-- Given information start --
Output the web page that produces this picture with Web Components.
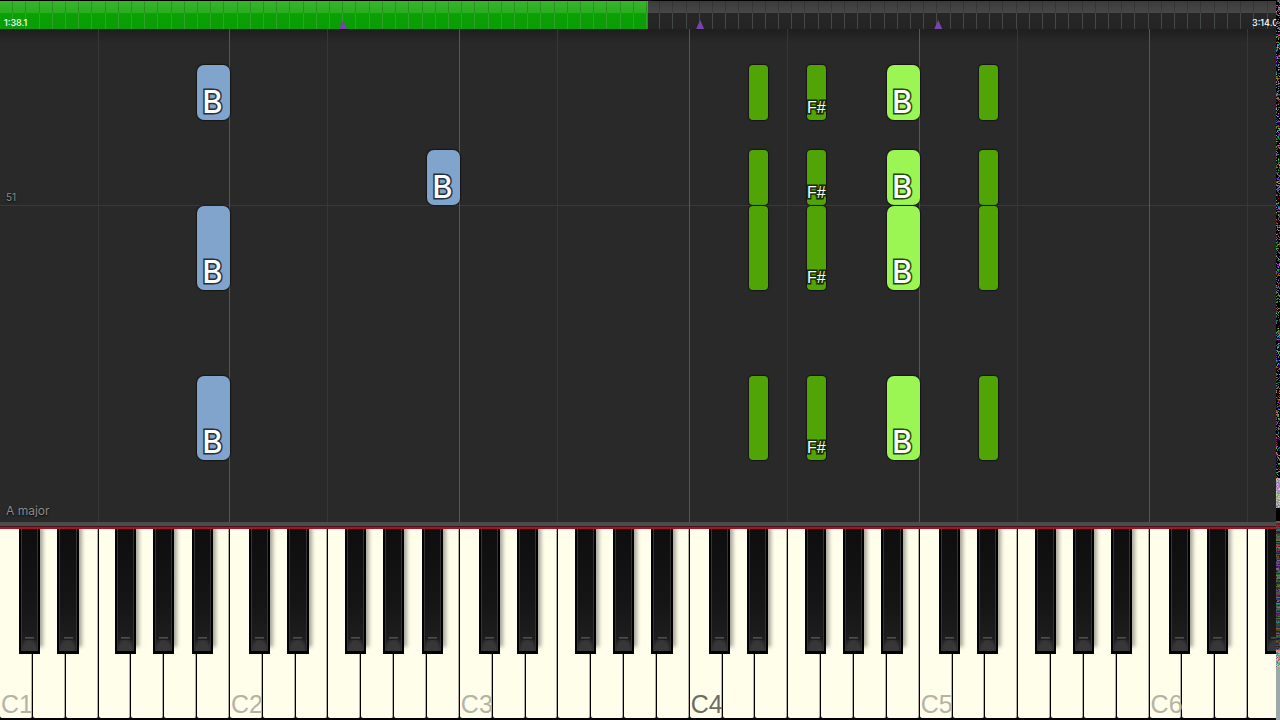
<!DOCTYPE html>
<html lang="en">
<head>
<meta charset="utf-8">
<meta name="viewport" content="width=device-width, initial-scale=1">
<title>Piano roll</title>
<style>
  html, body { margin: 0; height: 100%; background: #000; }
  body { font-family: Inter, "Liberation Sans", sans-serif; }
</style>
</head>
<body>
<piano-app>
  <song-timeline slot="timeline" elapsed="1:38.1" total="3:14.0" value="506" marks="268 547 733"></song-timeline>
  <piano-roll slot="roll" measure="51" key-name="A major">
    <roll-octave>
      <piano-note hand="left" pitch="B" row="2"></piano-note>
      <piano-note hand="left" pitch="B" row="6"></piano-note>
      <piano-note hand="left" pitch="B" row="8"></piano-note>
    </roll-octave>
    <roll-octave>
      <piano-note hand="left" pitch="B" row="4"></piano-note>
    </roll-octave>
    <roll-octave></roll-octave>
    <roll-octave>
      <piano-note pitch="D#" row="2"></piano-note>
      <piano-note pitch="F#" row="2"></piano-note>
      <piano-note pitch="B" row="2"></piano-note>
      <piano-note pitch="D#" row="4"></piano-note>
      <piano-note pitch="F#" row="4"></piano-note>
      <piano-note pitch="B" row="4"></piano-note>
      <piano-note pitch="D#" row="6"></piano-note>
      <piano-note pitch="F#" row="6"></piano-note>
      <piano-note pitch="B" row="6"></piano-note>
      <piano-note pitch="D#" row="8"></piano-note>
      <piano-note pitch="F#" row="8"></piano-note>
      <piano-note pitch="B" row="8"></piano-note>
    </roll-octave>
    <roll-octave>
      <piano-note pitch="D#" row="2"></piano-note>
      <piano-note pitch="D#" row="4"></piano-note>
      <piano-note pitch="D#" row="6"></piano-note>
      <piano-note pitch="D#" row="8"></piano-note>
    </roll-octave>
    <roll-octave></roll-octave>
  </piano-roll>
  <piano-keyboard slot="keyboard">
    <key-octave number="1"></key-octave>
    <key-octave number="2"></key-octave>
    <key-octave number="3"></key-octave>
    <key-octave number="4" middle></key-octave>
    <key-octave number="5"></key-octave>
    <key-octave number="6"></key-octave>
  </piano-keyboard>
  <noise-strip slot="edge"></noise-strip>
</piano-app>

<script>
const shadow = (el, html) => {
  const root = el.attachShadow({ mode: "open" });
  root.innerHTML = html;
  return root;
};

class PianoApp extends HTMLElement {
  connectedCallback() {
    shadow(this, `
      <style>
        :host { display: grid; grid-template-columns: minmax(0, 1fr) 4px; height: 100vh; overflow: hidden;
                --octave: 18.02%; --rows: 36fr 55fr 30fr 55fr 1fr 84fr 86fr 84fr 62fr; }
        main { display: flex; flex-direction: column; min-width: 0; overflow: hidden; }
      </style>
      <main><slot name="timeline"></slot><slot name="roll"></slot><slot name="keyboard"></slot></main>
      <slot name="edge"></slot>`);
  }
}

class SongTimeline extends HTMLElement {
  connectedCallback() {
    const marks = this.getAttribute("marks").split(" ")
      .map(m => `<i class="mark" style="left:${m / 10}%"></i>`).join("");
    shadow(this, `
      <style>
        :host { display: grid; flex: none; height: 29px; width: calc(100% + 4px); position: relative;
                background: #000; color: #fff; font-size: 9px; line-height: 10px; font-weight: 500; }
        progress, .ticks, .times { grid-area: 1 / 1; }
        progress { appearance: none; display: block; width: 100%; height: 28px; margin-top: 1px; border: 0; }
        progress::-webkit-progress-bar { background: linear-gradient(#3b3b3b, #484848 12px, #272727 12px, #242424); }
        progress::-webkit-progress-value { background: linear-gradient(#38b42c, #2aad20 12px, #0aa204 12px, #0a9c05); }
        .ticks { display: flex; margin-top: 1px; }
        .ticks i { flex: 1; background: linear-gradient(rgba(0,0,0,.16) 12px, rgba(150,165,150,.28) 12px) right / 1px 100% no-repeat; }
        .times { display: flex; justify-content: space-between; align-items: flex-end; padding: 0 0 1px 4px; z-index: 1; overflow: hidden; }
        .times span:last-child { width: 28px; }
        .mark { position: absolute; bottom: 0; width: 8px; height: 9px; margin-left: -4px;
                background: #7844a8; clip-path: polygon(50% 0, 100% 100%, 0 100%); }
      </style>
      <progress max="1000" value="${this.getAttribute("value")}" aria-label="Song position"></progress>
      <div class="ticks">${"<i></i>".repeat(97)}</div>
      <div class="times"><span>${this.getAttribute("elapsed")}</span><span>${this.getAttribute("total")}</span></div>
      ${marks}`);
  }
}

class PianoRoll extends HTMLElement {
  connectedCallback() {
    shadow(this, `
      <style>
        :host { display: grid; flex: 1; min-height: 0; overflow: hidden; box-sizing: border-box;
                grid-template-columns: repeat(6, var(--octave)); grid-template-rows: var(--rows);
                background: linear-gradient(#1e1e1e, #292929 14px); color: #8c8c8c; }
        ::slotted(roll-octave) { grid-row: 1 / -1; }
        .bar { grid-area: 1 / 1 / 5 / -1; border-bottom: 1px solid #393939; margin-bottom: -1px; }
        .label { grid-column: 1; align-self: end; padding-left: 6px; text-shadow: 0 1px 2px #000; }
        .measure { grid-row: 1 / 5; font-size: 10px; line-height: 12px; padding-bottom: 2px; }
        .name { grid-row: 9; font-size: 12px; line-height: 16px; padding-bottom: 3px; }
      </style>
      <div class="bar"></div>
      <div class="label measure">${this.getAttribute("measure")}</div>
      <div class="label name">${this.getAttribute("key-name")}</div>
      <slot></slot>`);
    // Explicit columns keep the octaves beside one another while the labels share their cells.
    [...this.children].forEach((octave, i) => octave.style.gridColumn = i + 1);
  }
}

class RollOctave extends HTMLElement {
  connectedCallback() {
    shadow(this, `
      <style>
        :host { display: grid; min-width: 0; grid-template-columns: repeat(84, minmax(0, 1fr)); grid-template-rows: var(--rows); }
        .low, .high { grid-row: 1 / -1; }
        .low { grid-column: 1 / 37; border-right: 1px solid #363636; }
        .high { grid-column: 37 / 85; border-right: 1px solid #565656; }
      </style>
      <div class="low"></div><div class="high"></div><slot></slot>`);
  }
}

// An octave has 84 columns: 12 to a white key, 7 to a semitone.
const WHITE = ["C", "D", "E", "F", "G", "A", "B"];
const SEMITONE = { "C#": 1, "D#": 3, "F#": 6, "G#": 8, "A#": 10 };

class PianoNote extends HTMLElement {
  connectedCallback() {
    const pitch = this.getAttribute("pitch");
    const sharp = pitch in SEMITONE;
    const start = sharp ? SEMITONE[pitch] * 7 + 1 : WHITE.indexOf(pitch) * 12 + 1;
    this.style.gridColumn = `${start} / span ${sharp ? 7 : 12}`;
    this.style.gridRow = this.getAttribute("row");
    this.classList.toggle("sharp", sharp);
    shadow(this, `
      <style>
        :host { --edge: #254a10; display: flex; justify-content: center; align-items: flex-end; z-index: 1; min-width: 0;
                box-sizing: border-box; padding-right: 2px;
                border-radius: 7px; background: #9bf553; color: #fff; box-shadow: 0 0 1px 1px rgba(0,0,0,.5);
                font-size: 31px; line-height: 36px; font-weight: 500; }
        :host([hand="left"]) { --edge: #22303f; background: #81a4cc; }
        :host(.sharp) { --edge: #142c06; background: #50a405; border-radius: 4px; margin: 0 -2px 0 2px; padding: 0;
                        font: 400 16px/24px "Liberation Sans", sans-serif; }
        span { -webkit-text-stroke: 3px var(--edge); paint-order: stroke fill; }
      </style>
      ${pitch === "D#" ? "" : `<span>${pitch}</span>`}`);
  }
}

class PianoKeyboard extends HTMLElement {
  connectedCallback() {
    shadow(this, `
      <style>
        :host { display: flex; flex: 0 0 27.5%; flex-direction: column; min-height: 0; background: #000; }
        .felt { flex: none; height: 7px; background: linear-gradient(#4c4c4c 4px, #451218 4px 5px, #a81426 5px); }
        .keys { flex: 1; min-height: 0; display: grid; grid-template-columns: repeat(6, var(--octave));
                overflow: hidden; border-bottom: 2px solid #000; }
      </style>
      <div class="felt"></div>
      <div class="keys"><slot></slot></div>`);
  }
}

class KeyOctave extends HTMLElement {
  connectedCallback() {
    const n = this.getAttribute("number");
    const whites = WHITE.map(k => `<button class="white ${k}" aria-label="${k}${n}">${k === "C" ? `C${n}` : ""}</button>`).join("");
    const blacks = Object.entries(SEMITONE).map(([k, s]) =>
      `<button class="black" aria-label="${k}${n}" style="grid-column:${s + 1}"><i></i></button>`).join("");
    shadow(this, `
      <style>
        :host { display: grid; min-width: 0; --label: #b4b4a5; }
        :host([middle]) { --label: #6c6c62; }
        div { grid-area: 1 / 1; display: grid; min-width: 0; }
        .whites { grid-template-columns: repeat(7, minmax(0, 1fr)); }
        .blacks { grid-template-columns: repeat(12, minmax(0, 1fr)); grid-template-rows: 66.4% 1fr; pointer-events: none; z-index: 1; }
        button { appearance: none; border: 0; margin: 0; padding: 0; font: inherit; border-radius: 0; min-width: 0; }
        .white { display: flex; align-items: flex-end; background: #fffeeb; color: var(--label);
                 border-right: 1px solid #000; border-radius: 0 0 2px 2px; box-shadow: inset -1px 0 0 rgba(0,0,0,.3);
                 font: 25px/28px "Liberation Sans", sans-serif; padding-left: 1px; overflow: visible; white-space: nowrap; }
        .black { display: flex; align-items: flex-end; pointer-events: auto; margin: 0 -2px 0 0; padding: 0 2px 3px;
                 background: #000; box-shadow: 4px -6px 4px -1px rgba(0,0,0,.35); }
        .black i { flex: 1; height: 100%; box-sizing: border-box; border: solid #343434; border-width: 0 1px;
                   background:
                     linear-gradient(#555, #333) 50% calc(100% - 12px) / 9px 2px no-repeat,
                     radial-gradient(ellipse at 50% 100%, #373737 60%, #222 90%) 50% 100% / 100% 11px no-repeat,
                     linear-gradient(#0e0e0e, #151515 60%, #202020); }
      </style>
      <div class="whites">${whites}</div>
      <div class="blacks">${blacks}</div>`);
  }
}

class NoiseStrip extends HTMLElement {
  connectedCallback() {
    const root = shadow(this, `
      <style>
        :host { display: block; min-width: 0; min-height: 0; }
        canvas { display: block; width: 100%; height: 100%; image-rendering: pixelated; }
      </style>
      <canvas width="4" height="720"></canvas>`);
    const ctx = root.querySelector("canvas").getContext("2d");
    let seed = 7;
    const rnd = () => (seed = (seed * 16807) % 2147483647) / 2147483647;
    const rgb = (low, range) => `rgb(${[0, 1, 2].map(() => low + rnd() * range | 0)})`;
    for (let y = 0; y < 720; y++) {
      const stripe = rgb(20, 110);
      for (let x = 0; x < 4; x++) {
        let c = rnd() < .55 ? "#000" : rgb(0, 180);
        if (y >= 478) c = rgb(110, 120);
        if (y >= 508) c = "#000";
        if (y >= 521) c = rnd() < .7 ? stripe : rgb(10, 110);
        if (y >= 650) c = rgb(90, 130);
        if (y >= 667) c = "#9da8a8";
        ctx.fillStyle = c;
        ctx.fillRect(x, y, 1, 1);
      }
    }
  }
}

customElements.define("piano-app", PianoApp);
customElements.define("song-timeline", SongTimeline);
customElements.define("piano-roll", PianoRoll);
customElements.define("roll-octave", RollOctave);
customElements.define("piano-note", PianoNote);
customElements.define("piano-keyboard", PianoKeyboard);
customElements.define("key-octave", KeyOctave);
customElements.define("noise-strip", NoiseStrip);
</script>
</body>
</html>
-- Given information end --
Task instructions
Repeat the listing above up to and including the line with "</piano-app>", starting from its first line. Drop any pictures.

Exercise response
Output the web page that produces this picture with Web Components.
<!DOCTYPE html>
<html lang="en">
<head>
<meta charset="utf-8">
<meta name="viewport" content="width=device-width, initial-scale=1">
<title>Piano roll</title>
<style>
  html, body { margin: 0; height: 100%; background: #000; }
  body { font-family: Inter, "Liberation Sans", sans-serif; }
</style>
</head>
<body>
<piano-app>
  <song-timeline slot="timeline" elapsed="1:38.1" total="3:14.0" value="506" marks="268 547 733"></song-timeline>
  <piano-roll slot="roll" measure="51" key-name="A major">
    <roll-octave>
      <piano-note hand="left" pitch="B" row="2"></piano-note>
      <piano-note hand="left" pitch="B" row="6"></piano-note>
      <piano-note hand="left" pitch="B" row="8"></piano-note>
    </roll-octave>
    <roll-octave>
      <piano-note hand="left" pitch="B" row="4"></piano-note>
    </roll-octave>
    <roll-octave></roll-octave>
    <roll-octave>
      <piano-note pitch="D#" row="2"></piano-note>
      <piano-note pitch="F#" row="2"></piano-note>
      <piano-note pitch="B" row="2"></piano-note>
      <piano-note pitch="D#" row="4"></piano-note>
      <piano-note pitch="F#" row="4"></piano-note>
      <piano-note pitch="B" row="4"></piano-note>
      <piano-note pitch="D#" row="6"></piano-note>
      <piano-note pitch="F#" row="6"></piano-note>
      <piano-note pitch="B" row="6"></piano-note>
      <piano-note pitch="D#" row="8"></piano-note>
      <piano-note pitch="F#" row="8"></piano-note>
      <piano-note pitch="B" row="8"></piano-note>
    </roll-octave>
    <roll-octave>
      <piano-note pitch="D#" row="2"></piano-note>
      <piano-note pitch="D#" row="4"></piano-note>
      <piano-note pitch="D#" row="6"></piano-note>
      <piano-note pitch="D#" row="8"></piano-note>
    </roll-octave>
    <roll-octave></roll-octave>
  </piano-roll>
  <piano-keyboard slot="keyboard">
    <key-octave number="1"></key-octave>
    <key-octave number="2"></key-octave>
    <key-octave number="3"></key-octave>
    <key-octave number="4" middle></key-octave>
    <key-octave number="5"></key-octave>
    <key-octave number="6"></key-octave>
  </piano-keyboard>
  <noise-strip slot="edge"></noise-strip>
</piano-app>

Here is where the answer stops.